LLVM takes care of the nitty-gritty of code generation, so it lets them rewrite Psyco in a way that's more general, portable, maintainable. That in turn allows them to rewrite the CPython core, which lets them experiment with alternate GCs and other things needed to improve python's support for concurrency.
In other words, LLVM doesn't solve the concurrency problem, it just frees up your hands so YOU can solve it.
A reliable coder friend told me that Python's current multi-threading implementation is seriously buggy - enough to avoid using altogether. What can said about this rumor?
Python threads are good for concurrent I/O programming. Threads are swapped out of the CPU as soon as they block waiting for input from file, network, etc. This allows other Python threads to use the CPU while others wait. This would allow you to write a multi-threaded web server or web crawler, for example.
However, Python threads are serialized by the GIL when they enter interpreter core. This means that if two threads are crunching numbers, only one can run at any given moment. It also means that you can't take advantage of multi-core or multi-processor architectures.
There are solutions like running multiple Python interpreters concurrently, using a C based threading library. This is not for the faint of heart and the benefits might not be worth the trouble. Let's hope for an all Python solution in a future release.
The standard implementation of Python (generally known as CPython as it is written in C) uses OS threads, but since there is the Global Interpreter Lock, only one thread at a time is allowed to run Python code. But within those limitations, the threading libraries are robust and widely used.
If you want to be able to use multiple CPU cores, there are a few options. One is to use multiple python interpreters concurrently, as mentioned by others. Another option is to use a different implementation of Python that does not use a GIL. The two main options are Jython and IronPython.
Jython is written in Java, and is now fairly mature, though some incompatibilities remain. For example, the web framework Django does not run perfectly yet, but is getting closer all the time. Jython is great for thread safety, comes out better in benchmarks and has a cheeky message for those wanting the GIL.
IronPython uses the .NET framework and is written in C#. Compatibility is reaching the stage where Django can run on IronPython (at least as a demo) and there are guides to using threads in IronPython.

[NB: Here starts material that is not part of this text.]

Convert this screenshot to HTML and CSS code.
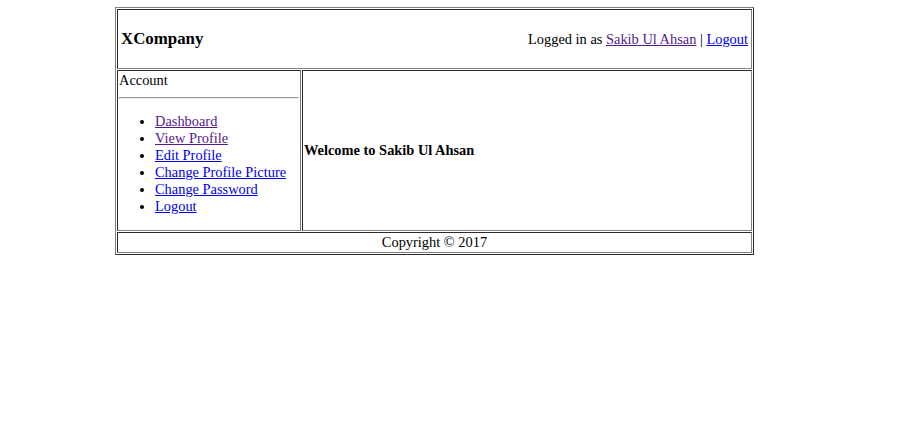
FILE: index.html
```html
<!DOCTYPE html>
<html>
<head>
<meta charset="utf-8">
<title>XCompany</title>
<link rel="stylesheet" href="styles.css">
</head>
<body>
<table class="layout">
  <tr>
    <td class="header" colspan="2">
      <div class="header-inner">
        <h3 class="brand">XCompany</h3>
        <div class="user">Logged in as <a class="visited" href="#">Sakib Ul Ahsan</a> | <a class="link" href="#">Logout</a></div>
      </div>
    </td>
  </tr>
  <tr>
    <td class="sidebar">
      <div class="side-title">Account</div>
      <hr class="rule">
      <ul class="menu">
        <li><a class="visited" href="#">Dashboard</a></li>
        <li><a class="visited" href="#">View Profile</a></li>
        <li><a class="link" href="#">Edit Profile</a></li>
        <li><a class="link" href="#">Change Profile Picture</a></li>
        <li><a class="link" href="#">Change Password</a></li>
        <li><a class="link" href="#">Logout</a></li>
      </ul>
    </td>
    <td class="main">
      <h4 class="welcome">Welcome to Sakib Ul Ahsan</h4>
    </td>
  </tr>
  <tr>
    <td class="footer" colspan="2">Copyright © 2017</td>
  </tr>
</table>
</body>
</html>
```
FILE: styles.css
```css
html, body {
  background: #ffffff;
}
body {
  margin: 0;
  font-family: "Liberation Serif", "Times New Roman", serif;
  font-size: 14.4px;
  line-height: 17px;
  color: #000000;
}
.layout {
  margin: 7px 0 0 115px;
  width: 639px;
  border: 1px outset gray;
  border-spacing: 1px;
}
.layout td {
  border: 1px inset gray;
  padding: 1px;
}
.layout td.header {
  padding: 1px 3px;
}
.header-inner {
  height: 56px;
  display: flex;
  align-items: center;
  justify-content: space-between;
}
.brand {
  margin: 0;
  font-size: 16.85px;
  line-height: 20px;
  font-weight: bold;
}
.user {
  line-height: 17px;
}
.sidebar {
  width: 180px;
  vertical-align: top;
}
.side-title {
  line-height: 17px;
}
.rule {
  margin: 8px 0 0;
}
.menu {
  margin: 14px 0;
  padding-left: 36px;
}
.menu li {
  line-height: 17px;
}
.main {
  vertical-align: middle;
}
.welcome {
  margin: 0;
  font-size: 14.4px;
  line-height: 17px;
  font-weight: bold;
}
.footer {
  text-align: center;
}
.visited {
  color: #551a8b;
}
.link {
  color: #0000ee;
}
```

The GIL (Global Interpreter Lock) might be a problem, but the API is quite OK. Try out the excellent processing module, which implements the Threading API for separate processes. I am using that right now (albeit on OS X, have yet to do some testing on Windows) and am really impressed. The Queue class is really saving my bacon in terms of managing complexity!
EDIT: it seemes the processing module is being included in the standard library as of version 2.6 (import multiprocessing). Joy!
As far as I know there are no real bugs, but the performance when threading in cPython is really bad (compared to most other threading implementations, but usually good enough if all most of the threads do is block) due to the GIL (Global Interpreter Lock), so really it is implementation specific rather than language specific. Jython, for example, does not suffer from this due to using the Java thread model.
See this post on why it is not really feasible to remove the GIL from the cPython implementation, and this for some practical elaboration and workarounds.
Do a quick google for "Python GIL" for more information.
If you want to code in python and get great threading support, you might want to check out IronPython or Jython. Since the python code in IronPython and Jython run on the .NET CLR and Java VM respectively, they enjoy the great threading support built into those libraries. In addition to that, IronPython doesn't have the GIL, an issue that prevents CPython threads from taking full advantage of multi-core architectures.
I've used it in several applications and have never had nor heard of threading being anything other than 100% reliable, as long as you know its limits. You can't spawn 1000 threads at the same time and expect your program to run properly on Windows, however you can easily write a worker pool and just feed it 1000 operations, and keep everything nice and under control.